On Wednesday, June 6, 2007 1:26 pm Justin Piszcz wrote:
> On Wed, 6 Jun 2007, Jesse Barnes wrote:
> > On some machines, buggy BIOSes don't properly setup WB MTRRs to
> > cover all available RAM, meaning the last few megs (or even gigs)
> > of memory will be marked uncached. Since Linux tends to allocate
> > from high memory addresses first, this causes the machine to be
> > unusably slow as soon as the kernel starts really using memory
> > (i.e. right around init time).
> >
> > This patch works around the problem by scanning the MTRRs at
> > boot and figuring out whether the current end_pfn value (setup
> > by early e820 code) goes beyond the highest WB MTRR range, and
> > if so, trimming it to match. A fairly obnoxious KERN_WARNING
> > is printed too, letting the user know that not all of their
> > memory is available due to a likely BIOS bug.
> >
> > Something similar could be done on i386 if needed, but the boot
> > ordering would be slightly different, since the MTRR code on i386
> > depends on the boot_cpu_data structure being setup.
> >
> > Justin, can you please test and make sure this patch works for
> > you too?
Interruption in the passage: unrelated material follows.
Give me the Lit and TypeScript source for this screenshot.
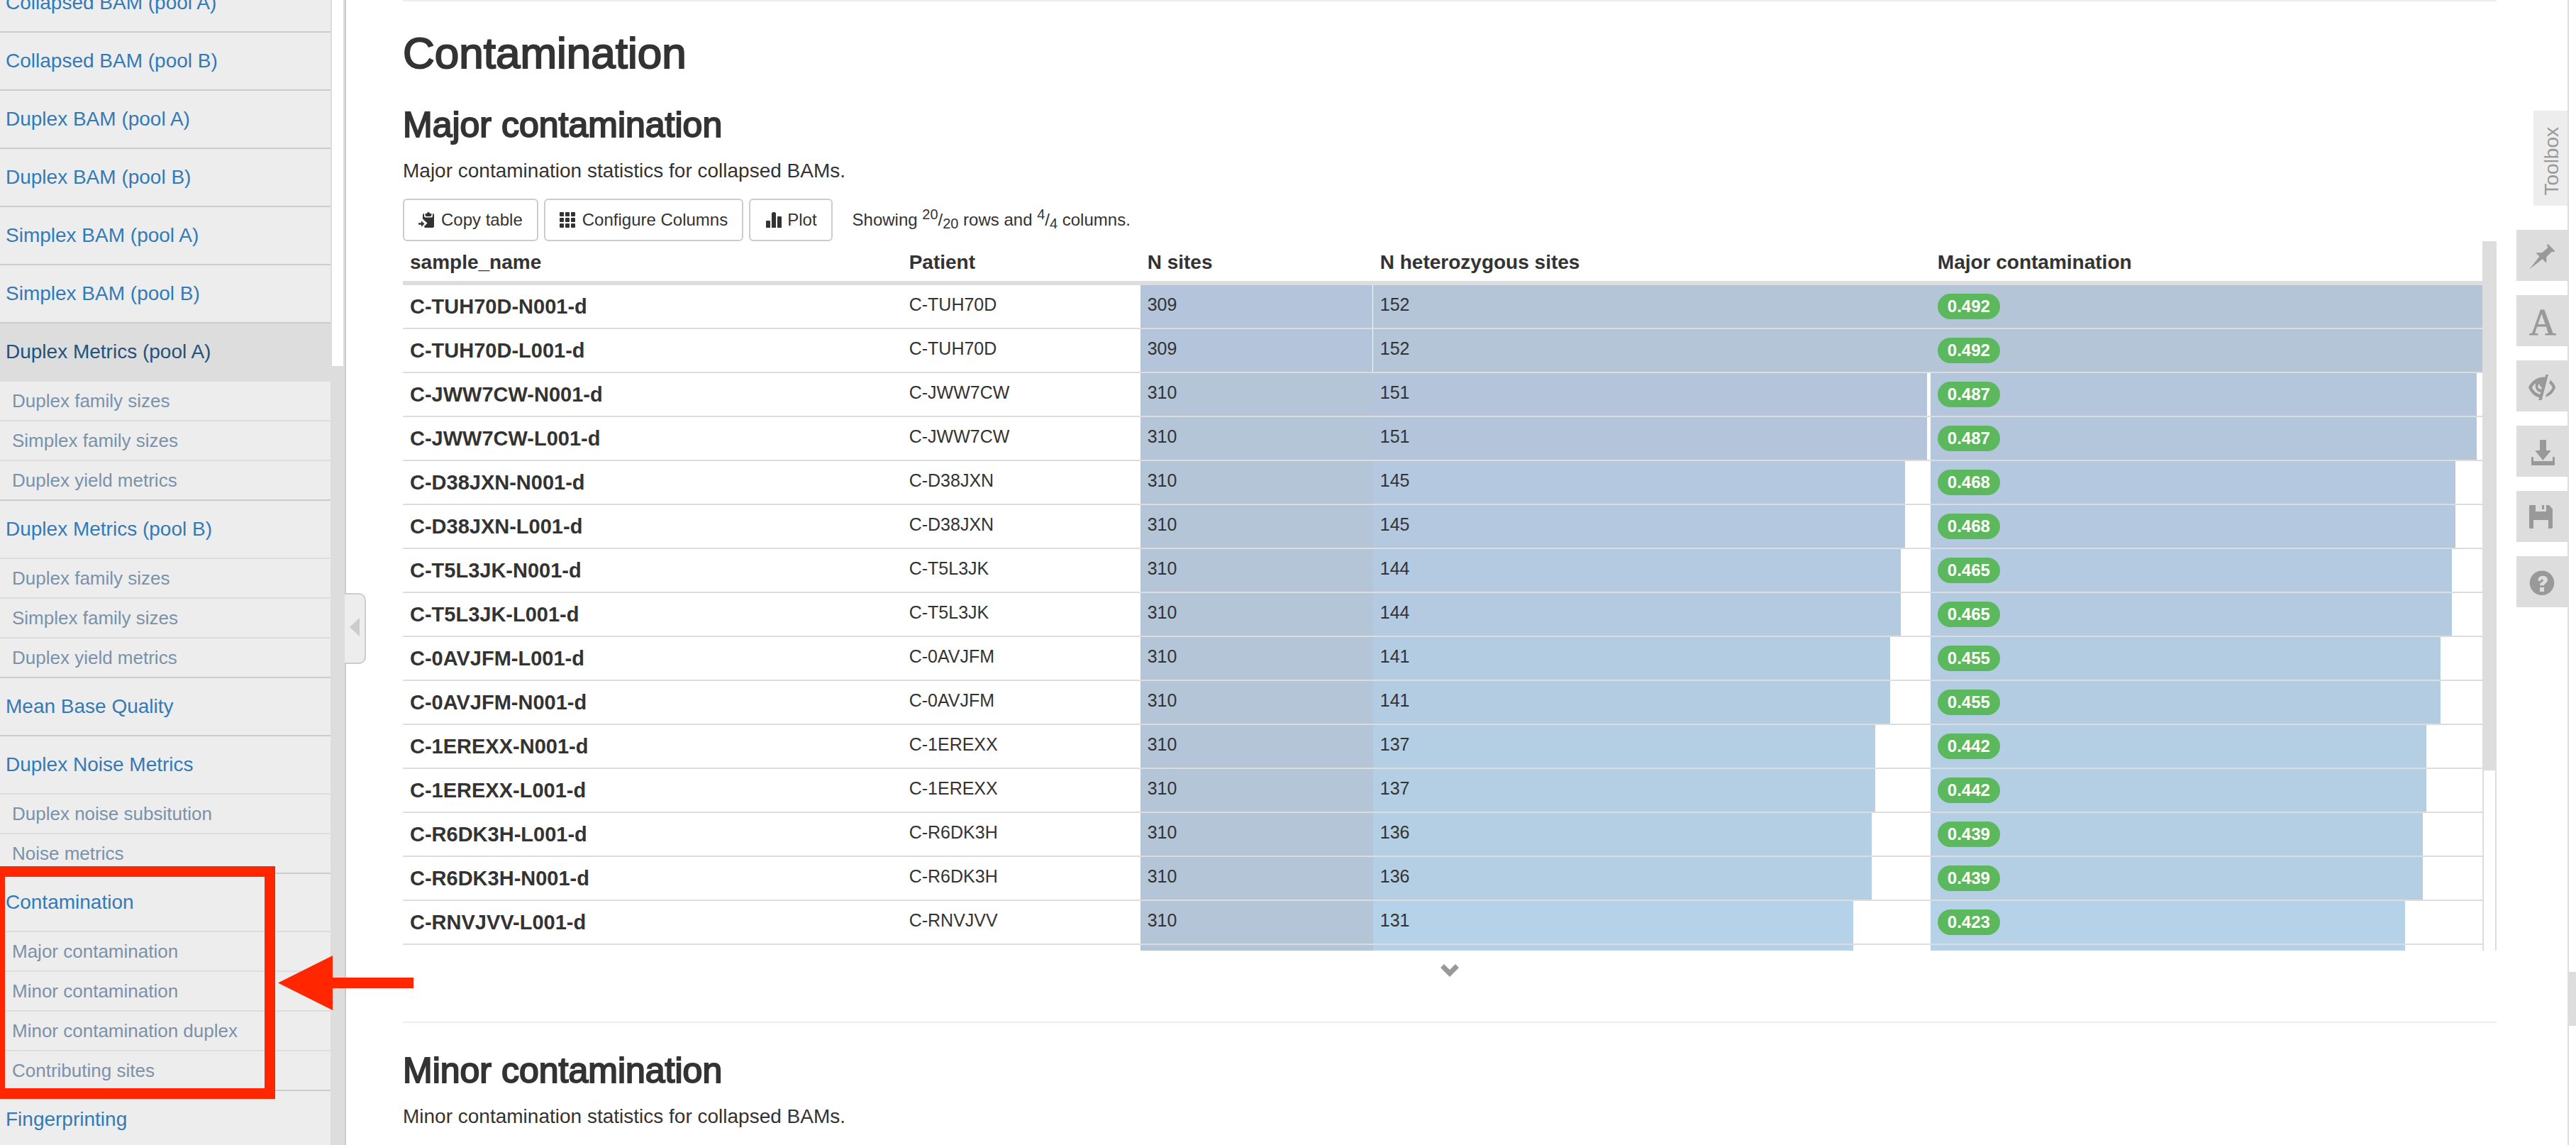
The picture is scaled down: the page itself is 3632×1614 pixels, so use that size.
import { LitElement, html, css, svg, nothing } from "lit";
import { customElement, property, state } from "lit/decorators.js";
import { classMap } from "lit/directives/class-map.js";
import { styleMap } from "lit/directives/style-map.js";

interface NavItem {
  label: string;
  children?: string[];
}

const NAV: NavItem[] = [
  { label: "Collapsed BAM (pool A)" },
  { label: "Collapsed BAM (pool B)" },
  { label: "Duplex BAM (pool A)" },
  { label: "Duplex BAM (pool B)" },
  { label: "Simplex BAM (pool A)" },
  { label: "Simplex BAM (pool B)" },
  {
    label: "Duplex Metrics (pool A)",
    children: ["Duplex family sizes", "Simplex family sizes", "Duplex yield metrics"],
  },
  {
    label: "Duplex Metrics (pool B)",
    children: ["Duplex family sizes", "Simplex family sizes", "Duplex yield metrics"],
  },
  { label: "Mean Base Quality" },
  { label: "Duplex Noise Metrics", children: ["Duplex noise subsitution", "Noise metrics"] },
  {
    label: "Contamination",
    children: [
      "Major contamination",
      "Minor contamination",
      "Minor contamination duplex",
      "Contributing sites",
    ],
  },
  { label: "Fingerprinting" },
];

interface Sample {
  name: string;
  sites: number;
  het: number;
  major: number;
}

const SAMPLES: Sample[] = [
  { name: "C-TUH70D-N001-d", sites: 309, het: 152, major: 0.492 },
  { name: "C-TUH70D-L001-d", sites: 309, het: 152, major: 0.492 },
  { name: "C-JWW7CW-N001-d", sites: 310, het: 151, major: 0.487 },
  { name: "C-JWW7CW-L001-d", sites: 310, het: 151, major: 0.487 },
  { name: "C-D38JXN-N001-d", sites: 310, het: 145, major: 0.468 },
  { name: "C-D38JXN-L001-d", sites: 310, het: 145, major: 0.468 },
  { name: "C-T5L3JK-N001-d", sites: 310, het: 144, major: 0.465 },
  { name: "C-T5L3JK-L001-d", sites: 310, het: 144, major: 0.465 },
  { name: "C-0AVJFM-L001-d", sites: 310, het: 141, major: 0.455 },
  { name: "C-0AVJFM-N001-d", sites: 310, het: 141, major: 0.455 },
  { name: "C-1EREXX-N001-d", sites: 310, het: 137, major: 0.442 },
  { name: "C-1EREXX-L001-d", sites: 310, het: 137, major: 0.442 },
  { name: "C-R6DK3H-L001-d", sites: 310, het: 136, major: 0.439 },
  { name: "C-R6DK3H-N001-d", sites: 310, het: 136, major: 0.439 },
  { name: "C-RNVJVV-L001-d", sites: 310, het: 131, major: 0.423 },
  { name: "C-RNVJVV-N001-d", sites: 310, het: 131, major: 0.423 },
];

const MAX = { sites: 310, het: 152, major: 0.492 };

/* Bar shade by share of the column maximum, highest first. */
const SHADES: [number, string][] = [
  [1, "#b4c5d7"],
  [0.992, "#b4c4db"],
  [0.98, "#b4c6dc"],
  [0.95, "#b4c9df"],
  [0.94, "#b4cae0"],
  [0.92, "#b4cce2"],
  [0.89, "#b4cfe4"],
  [0, "#b5d2e8"],
];

const shade = (share: number): string =>
  (SHADES.find(([from]) => share >= from) ?? SHADES[SHADES.length - 1])[1];

const ICONS = {
  copy: svg`<path d="M9.500 4V3q0-1 1-1h1.500q0-2 2-2t2 2h1.500q1 0 1 1v1q0 2-2 2h-5q-2 0-2-2z"/><path d="M6 4q0-2 2-2v3.500q0 2 2 2h8q2 0 2-2V2q2 0 2 2v16q0 2-2 2H10q-2 0-2-2l4.500-4.500L6 9.500z"/><path d="M0 15.200h4v-3l4.500 4.300-4.500 4.300v-3h-4z"/>`,
  grid: svg`${[0, 8, 16].map((y) =>
    [0, 8, 16].map((x) => svg`<rect x=${x} y=${y} width="6" height="6" rx="1"/>`)
  )}`,
  plot: svg`<path d="M2 22v-9q0-1 1-1h4q1 0 1 1v9zM10 22v-20q0-2 3-2t3 2v20zM18 22v-15q0-1 1-1h4q1 0 1 1v15z"/>`,
  pin: svg`<path d="M18.300 55.600L32.500 37.500 27.300 32.200H36L44.500 25 43 21.500 44.500 20 54 29.500 52.700 31.500 50.200 30.500 42.300 38.300V46.800L36.700 41.300Z"/>`,
  eye: svg`<path fill-rule="evenodd" d="M17 38C21 29.500 29 23 40.500 23.500L41.300 20H45L35.700 56H31.300L32.300 52.500C25 50.500 20 45.500 17 38ZM22 38C24 43 28 46.800 33.600 47.800L34.200 45C28 43.800 25.500 38.500 27.300 32.500 25 33.500 23.300 35.500 22 38ZM30.300 36.500Q30.300 34 32.500 33 32.500 36.500 36 38L35.300 40.500Q30.300 40.500 30.300 36.500Z"/><path d="M47.700 27.500C51 30 53.800 34 55.200 38 52.500 45 48 49.700 41 51.700L42.300 47.500C46.300 45.500 49.200 42 50.800 38 49.500 35.500 48.200 33.800 46.200 32.300Z"/>`,
  download: svg`<path d="M33 35V21q0-1 1-1h7q1 0 1 1V35H48.700L37.400 49 26.300 35ZM21 45q0-1 1-1h2v6h27v-6h2q1 0 1 1v10q0 1-1 1H22q-1 0-1-1Z"/>`,
  save: svg`<path d="M18 21q0-1 1-1h8v9h15v-9h4l5 5.500V52q0 1-1 1h-5V41H24v12h-5q-1 0-1-1ZM36 20h3v6h-3z"/>`,
  help: svg`<path fill-rule="evenodd" d="M36 20.400a17.300 17.300 0 1 1 0 34.600a17.300 17.300 0 1 1 0-34.600ZM33 44v6h6v-6ZM28.300 35h5.700q0-2.500 2-2.500 2 0 2 1.500 0 1.500-2 2.500-3 1.500-3 4.700h6q0-1.500 2-2.800 3-2 3-5 0-5.700-7-5.700-6.500 0-6.700 7.300Z"/>`,
};

@customElement("data-bar")
class DataBar extends LitElement {
  @property({ type: Number }) value = 0;
  @property({ type: Number }) max = 1;
  @property({ type: Boolean }) badge = false;

  static styles = css`
    :host {
      display: grid;
      height: 60px;
      align-items: stretch;
    }
    .bar,
    .value {
      grid-area: 1 / 1;
    }
    .value {
      display: flex;
      align-items: center;
      padding: 0 10px 6px;
    }
    .value.pill {
      padding-bottom: 0;
    }
    .badge {
      padding: 0 14px;
      border-radius: 18px;
      background: #5cb85c;
      color: #fff;
      font-size: 24px;
      font-weight: 700;
      line-height: 36px;
    }
  `;

  render() {
    const share = this.value / this.max;
    return html`
      <div class="bar" style=${styleMap({ width: `${share * 100}%`, background: shade(share) })}></div>
      <div class=${classMap({ value: true, pill: this.badge })}>
        ${this.badge ? html`<span class="badge">${this.value.toFixed(3)}</span>` : this.value}
      </div>
    `;
  }
}

@customElement("report-nav")
class ReportNav extends LitElement {
  @state() private selected = "Duplex Metrics (pool A)";

  static styles = css`
    :host {
      position: relative;
      display: flex;
      flex: none;
      box-sizing: border-box;
      width: 488px;
      border-right: 2px solid #ccc;
      background: #ededed;
    }
    .scroll {
      flex: 1;
      overflow: hidden;
    }
    ul {
      margin: 0;
      padding: 0;
      list-style: none;
    }
    .sections {
      margin-top: -38px;
    }
    a {
      display: block;
      color: #337ab7;
      font-size: 28px;
      line-height: 80px;
      padding: 0 8px;
      border-top: 2px solid #ccc;
      text-decoration: none;
      white-space: nowrap;
    }
    a.selected {
      background: #ddd;
      color: #23527c;
    }
    .sub a {
      color: #7a92a9;
      font-size: 26px;
      line-height: 54px;
      padding: 0 17px;
      border-top-color: #ddd;
    }
    .track {
      display: flex;
      flex-direction: column;
      box-sizing: border-box;
      width: 20px;
      border: 0 solid #ddd;
      border-width: 0 2px;
      background: #fff;
    }
    .thumb {
      flex: 0 0 68%;
      margin: auto -2px 0;
      background: #ddd;
    }
    .toggle {
      position: absolute;
      z-index: 1;
      top: 836px;
      left: 486px;
      display: flex;
      align-items: center;
      justify-content: center;
      width: 30px;
      height: 100px;
      padding: 0 0 4px;
      border: 2px solid #ccc;
      border-left: 0;
      border-radius: 0 10px 10px 0;
      background: #ededed;
      fill: #ccc;
    }
  `;

  private pick(event: Event, label: string) {
    event.preventDefault();
    this.selected = label;
  }

  render() {
    return html`
      <nav class="scroll" aria-label="Report sections">
        <ul class="sections">
          ${NAV.map(
            (item) => html`<li>
              <a
                href="#section"
                class=${classMap({ selected: item.label === this.selected })}
                @click=${(e: Event) => this.pick(e, item.label)}
                >${item.label}</a
              >
              ${item.children
                ? html`<ul class="sub">
                    ${item.children.map((c) => html`<li><a href="#subsection">${c}</a></li>`)}
                  </ul>`
                : nothing}
            </li>`
          )}
        </ul>
      </nav>
      <div class="track"><div class="thumb"></div></div>
      <button class="toggle" aria-label="Hide navigation">
        <svg width="14" height="26" viewBox="0 0 14 26"><path d="M0 13L14 0V26Z" /></svg>
      </button>
    `;
  }
}

@customElement("contamination-table")
class ContaminationTable extends LitElement {
  static styles = css`
    :host {
      display: block;
    }
    .toolbar {
      display: flex;
      align-items: center;
      gap: 8px;
      font-size: 24px;
    }
    .btn {
      display: flex;
      align-items: center;
      gap: 8px;
      box-sizing: border-box;
      height: 60px;
      padding: 0 20px;
      border: 2px solid #ccc;
      border-radius: 6px;
      background: #fff;
      color: #333;
      fill: #333;
      font: inherit;
      white-space: nowrap;
    }
    .status {
      padding-left: 20px;
      line-height: 34px;
      white-space: nowrap;
    }
    sup,
    sub {
      font-size: 20px;
      line-height: 0;
    }
    sup {
      vertical-align: 9px;
    }
    sub {
      vertical-align: -4px;
    }
    .viewport {
      display: flex;
      max-height: 1000px;
      overflow: hidden;
    }
    table {
      flex: 1;
      table-layout: fixed;
      width: 100%;
      border-spacing: 0;
    }
    .c-name {
      width: 24%;
    }
    .c-patient {
      width: 11.46%;
    }
    .c-sites {
      width: 11.19%;
    }
    .c-het {
      width: 26.81%;
    }
    th,
    td {
      padding: 0;
      text-align: left;
    }
    thead th {
      padding: 12px 10px 8px;
      border-bottom: 4px solid #ddd;
      font-size: 28px;
      line-height: 36px;
    }
    tbody th,
    tbody td {
      border-top: 2px solid #ddd;
      font-size: 25px;
    }
    tbody th {
      padding: 0 10px;
      font-size: 29px;
      line-height: 60px;
    }
    .patient {
      padding: 0 10px 6px;
      line-height: 54px;
    }
    .track {
      flex: none;
      box-sizing: border-box;
      width: 20px;
      height: 1000px;
      border: 0 solid #ddd;
      border-width: 0 2px;
    }
    .thumb {
      height: 746px;
      margin: 0 -2px;
      background: #ddd;
    }
    .expand {
      display: flex;
      align-items: center;
      justify-content: center;
      width: 100%;
      height: 56px;
      padding: 0;
      border: 0;
      background: none;
    }
  `;

  render() {
    return html`
      <div class="toolbar">
        <button class="btn">
          <svg width="24" height="24" viewBox="0 -1 24 24">${ICONS.copy}</svg>Copy table
        </button>
        <button class="btn">
          <svg width="24" height="24" viewBox="0 -1 24 24">${ICONS.grid}</svg>Configure Columns
        </button>
        <button class="btn">
          <svg width="24" height="24" viewBox="0 -1 24 24">${ICONS.plot}</svg>Plot
        </button>
        <span class="status"
          >Showing <sup>20</sup>/<sub>20</sub> rows and <sup>4</sup>/<sub>4</sub> columns.</span
        >
      </div>
      <div class="viewport">
        <table>
          <colgroup>
            <col class="c-name" />
            <col class="c-patient" />
            <col class="c-sites" />
            <col class="c-het" />
            <col />
          </colgroup>
          <thead>
            <tr>
              <th scope="col">sample_name</th>
              <th scope="col">Patient</th>
              <th scope="col">N sites</th>
              <th scope="col">N heterozygous sites</th>
              <th scope="col">Major contamination</th>
            </tr>
          </thead>
          <tbody>
            ${SAMPLES.map(
              (s) => html`<tr>
                <th scope="row">${s.name}</th>
                <td class="patient">${s.name.slice(0, 8)}</td>
                <td><data-bar .value=${s.sites} .max=${MAX.sites}></data-bar></td>
                <td><data-bar .value=${s.het} .max=${MAX.het}></data-bar></td>
                <td><data-bar badge .value=${s.major} .max=${MAX.major}></data-bar></td>
              </tr>`
            )}
          </tbody>
        </table>
        <div class="track"><div class="thumb"></div></div>
      </div>
      <button class="expand" aria-label="Expand table">
        <svg width="26" height="18" viewBox="0 0 26 18">
          <path d="M0 5L5 0 13 8 21 0 26 5 13 18Z" fill="#999" />
        </svg>
      </button>
    `;
  }
}

@customElement("report-toolbox")
class ReportToolbox extends LitElement {
  static styles = css`
    :host {
      display: flex;
      flex-direction: column;
      align-items: flex-end;
      gap: 20px;
    }
    .label {
      display: flex;
      align-items: center;
      justify-content: center;
      box-sizing: border-box;
      width: 48px;
      height: 134px;
      margin-bottom: 14px;
      padding: 8px 0 0 4px;
      background: #ededed;
      color: #999;
      font-size: 28px;
      writing-mode: sideways-lr;
    }
    button {
      display: flex;
      align-items: center;
      justify-content: center;
      width: 72px;
      height: 72px;
      padding: 0;
      border: 0;
      background: #ddd;
      color: #999;
      fill: #999;
    }
    .letter {
      padding: 4px 0 0 2px;
      font: 52px "Liberation Serif", serif;
      -webkit-text-stroke: 1px #999;
    }
  `;

  private tool(name: string, icon: unknown) {
    return html`<button aria-label=${name}>
      <svg width="72" height="72" viewBox="0 0 72 72">${icon}</svg>
    </button>`;
  }

  render() {
    return html`
      <span class="label">Toolbox</span>
      ${this.tool("Highlight samples", ICONS.pin)}
      <button aria-label="Rename samples"><span class="letter">A</span></button>
      ${this.tool("Hide samples", ICONS.eye)} ${this.tool("Export plots", ICONS.download)}
      ${this.tool("Save settings", ICONS.save)} ${this.tool("Help", ICONS.help)}
    `;
  }
}

@customElement("app-root")
class AppRoot extends LitElement {
  static styles = css`
    :host {
      position: relative;
      display: flex;
      height: 100vh;
      overflow: hidden;
      background: #fff;
      color: #333;
      font-family: "Liberation Sans", Arial, sans-serif;
      font-size: 28px;
    }
    main {
      flex: 1;
      min-width: 0;
      overflow: hidden;
      padding: 0 100px 0 80px;
      border-right: 2px solid #ddd;
    }
    hr {
      height: 2px;
      margin: 0;
      border: 0;
      background: #eee;
    }
    h1,
    h2 {
      font-weight: 400;
      -webkit-text-stroke: 2px #333;
    }
    h1 {
      margin: 39px 0 0;
      font-size: 62px;
      line-height: 68px;
    }
    h2 {
      margin: 39px 0 17px;
      font-size: 50px;
      line-height: 56px;
    }
    p {
      margin: 0 0 19px;
      line-height: 40px;
    }
    .divider {
      margin-top: 44px;
    }
    .page-track {
      display: flex;
      flex: none;
      flex-direction: column;
      width: 10px;
    }
    .page-thumb {
      height: 76px;
      margin: auto 0 168px;
      background: #ddd;
    }
    .tools {
      position: absolute;
      top: 156px;
      right: 12px;
    }
    .callout {
      position: absolute;
      top: 1221px;
      left: -8px;
      box-sizing: border-box;
      width: 396px;
      height: 328px;
      border: 15px solid #ff2600;
      pointer-events: none;
    }
    .arrow {
      position: absolute;
      top: 1347px;
      left: 392px;
      fill: #ff2600;
      pointer-events: none;
    }
  `;

  render() {
    return html`
      <report-nav></report-nav>
      <main>
        <hr />
        <h1>Contamination</h1>
        <h2>Major contamination</h2>
        <p>Major contamination statistics for collapsed BAMs.</p>
        <contamination-table></contamination-table>
        <hr class="divider" />
        <h2>Minor contamination</h2>
        <p>Minor contamination statistics for collapsed BAMs.</p>
      </main>
      <div class="page-track"><div class="page-thumb"></div></div>
      <report-toolbox class="tools"></report-toolbox>
      <div class="callout"></div>
      <svg class="arrow" width="191" height="77" viewBox="0 0 191 77">
        <path d="M0 38.500L77 0V31H191V46H77V77Z" />
      </svg>
    `;
  }
}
It'll only work around the problem, but it's better
> > than having to do mem= by hand or waiting for a fix from your
> > BIOS vendor.
> >
> > Thanks,
> > Jesse
>
> Against what kernel version does this patch apply?
Um... git as of b4946ffb1860597b187d78d61ac6504177eb0ff8. Sorry I
should have updated before spinning the patch (will do now).